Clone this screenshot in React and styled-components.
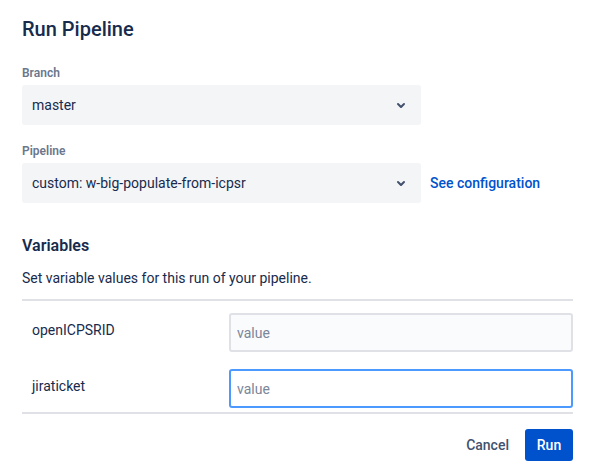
import styled, { createGlobalStyle } from "styled-components";

const GlobalStyle = createGlobalStyle`
    body {
        margin: 0;
        background: #fff;
        font-family: Roboto, "Liberation Sans", sans-serif;
        color: #172B4D;
    }
`

const ChevronDown = () => (
    <svg width="24" height="24" viewBox="0 0 24 24">
        <path fill="currentColor" d="M8.292 10.293a1.009 1.009 0 0 0 0 1.419l2.939 2.965c.218.215.5.322.779.322s.556-.107.769-.322l2.93-2.955a1.01 1.01 0 0 0 0-1.419.987.987 0 0 0-1.406 0l-2.298 2.317-2.307-2.327a.99.99 0 0 0-1.406 0z" />
    </svg>
)

const variables = ["openICPSRID", "jiraticket"]

const App = () => {
    return <>
    <GlobalStyle />
    <StyledDialog>
        <Title>Run Pipeline</Title>

        <Field>
            <Label>Branch</Label>
            <SelectRow>
                <Select>
                    <span>master</span>
                    <ChevronDown />
                </Select>
            </SelectRow>
        </Field>

        <Field>
            <Label>Pipeline</Label>
            <SelectRow>
                <Select>
                    <span>custom: w-big-populate-from-icpsr</span>
                    <ChevronDown />
                </Select>
                <ConfigLink href="#">See configuration</ConfigLink>
            </SelectRow>
        </Field>

        <SubTitle>Variables</SubTitle>
        <Description>Set variable values for this run of your pipeline.</Description>

        <VariableTable>
            {variables.map((name, i) => (
                <VariableRow key={name}>
                    <VariableName>{name}</VariableName>
                    <ValueInput placeholder="value" $focused={i === 1} />
                </VariableRow>
            ))}
        </VariableTable>

        <Footer>
            <CancelButton>Cancel</CancelButton>
            <RunButton>Run</RunButton>
        </Footer>
    </StyledDialog>
    </>
}

export default App

const StyledDialog = styled.div`
    width: 551px;
    padding: 17px 18px 0 22px;
    display: flex;
    flex-direction: column;
`

const Title = styled.h1`
    margin: 0;
    font-size: 20px;
    font-weight: 500;
    line-height: 24px;
    color: #172B4D;
`

const Field = styled.div`
    display: flex;
    flex-direction: column;
    margin-top: 24px;
    & + & { margin-top: 18px; }
`

const Label = styled.label`
    font-size: 12px;
    font-weight: 600;
    line-height: 16px;
    color: #6B778C;
    margin-bottom: 4px;
`

const SelectRow = styled.div`
    display: flex;
    align-items: center;
`

const Select = styled.div`
    width: 399px;
    height: 40px;
    box-sizing: border-box;
    display: flex;
    align-items: center;
    justify-content: space-between;
    padding: 0 8px 0 10px;
    background: #F4F5F7;
    border-radius: 3px;
    font-size: 14px;
    color: #172B4D;
    svg { color: #42526E; }
`

const ConfigLink = styled.a`
    margin-left: 9px;
    font-size: 14px;
    font-weight: 500;
    color: #0052CC;
    text-decoration: none;
`

const SubTitle = styled.h2`
    margin: 33px 0 0;
    font-size: 16px;
    font-weight: 600;
    line-height: 20px;
    color: #172B4D;
`

const Description = styled.p`
    margin: 12px 0 0;
    font-size: 14px;
    line-height: 20px;
    color: #172B4D;
`

const VariableTable = styled.div`
    margin-top: 11px;
    border-top: 2px solid #DFE1E6;
    border-bottom: 2px solid #DFE1E6;
    padding: 12px 0 4px;
    display: flex;
    flex-direction: column;
    gap: 17px;
`

const VariableRow = styled.div`
    display: grid;
    grid-template-columns: 207px 1fr;
    align-items: center;
`

const VariableName = styled.span`
    padding-left: 10px;
    font-size: 14px;
    color: #172B4D;
    margin-top: -6px;
`

const ValueInput = styled.input`
    height: 39px;
    box-sizing: border-box;
    width: 100%;
    border: 2px solid ${p => p.$focused ? "#4C9AFF" : "#DFE1E6"};
    background: ${p => p.$focused ? "#FFFFFF" : "#FAFBFC"};
    border-radius: 3px;
    padding: 0 6px;
    font-family: inherit;
    font-size: 14px;
    color: #172B4D;
    outline: none;
    &::placeholder { color: #7A869A; }
`

const Footer = styled.div`
    display: flex;
    justify-content: flex-end;
    gap: 12px;
    padding-top: 15px;
`

const CancelButton = styled.button`
    height: 32px;
    padding: 0 4px;
    border: none;
    background: transparent;
    font-family: inherit;
    font-size: 14px;
    font-weight: 500;
    color: #42526E;
`

const RunButton = styled.button`
    height: 32px;
    width: 48px;
    border: none;
    border-radius: 3px;
    background: #0052CC;
    font-family: inherit;
    font-size: 14px;
    font-weight: 500;
    color: #fff;
`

==========

*TASK GOAL:*
Begin at the first line of the material and copy each line exactly through the one containing "<Title>Run Pipeline</Title>". Omit pictures.

*SOLUTION:*
Clone this screenshot in React and styled-components.
import styled, { createGlobalStyle } from "styled-components";

const GlobalStyle = createGlobalStyle`
    body {
        margin: 0;
        background: #fff;
        font-family: Roboto, "Liberation Sans", sans-serif;
        color: #172B4D;
    }
`

const ChevronDown = () => (
    <svg width="24" height="24" viewBox="0 0 24 24">
        <path fill="currentColor" d="M8.292 10.293a1.009 1.009 0 0 0 0 1.419l2.939 2.965c.218.215.5.322.779.322s.556-.107.769-.322l2.93-2.955a1.01 1.01 0 0 0 0-1.419.987.987 0 0 0-1.406 0l-2.298 2.317-2.307-2.327a.99.99 0 0 0-1.406 0z" />
    </svg>
)

const variables = ["openICPSRID", "jiraticket"]

const App = () => {
    return <>
    <GlobalStyle />
    <StyledDialog>
        <Title>Run Pipeline</Title>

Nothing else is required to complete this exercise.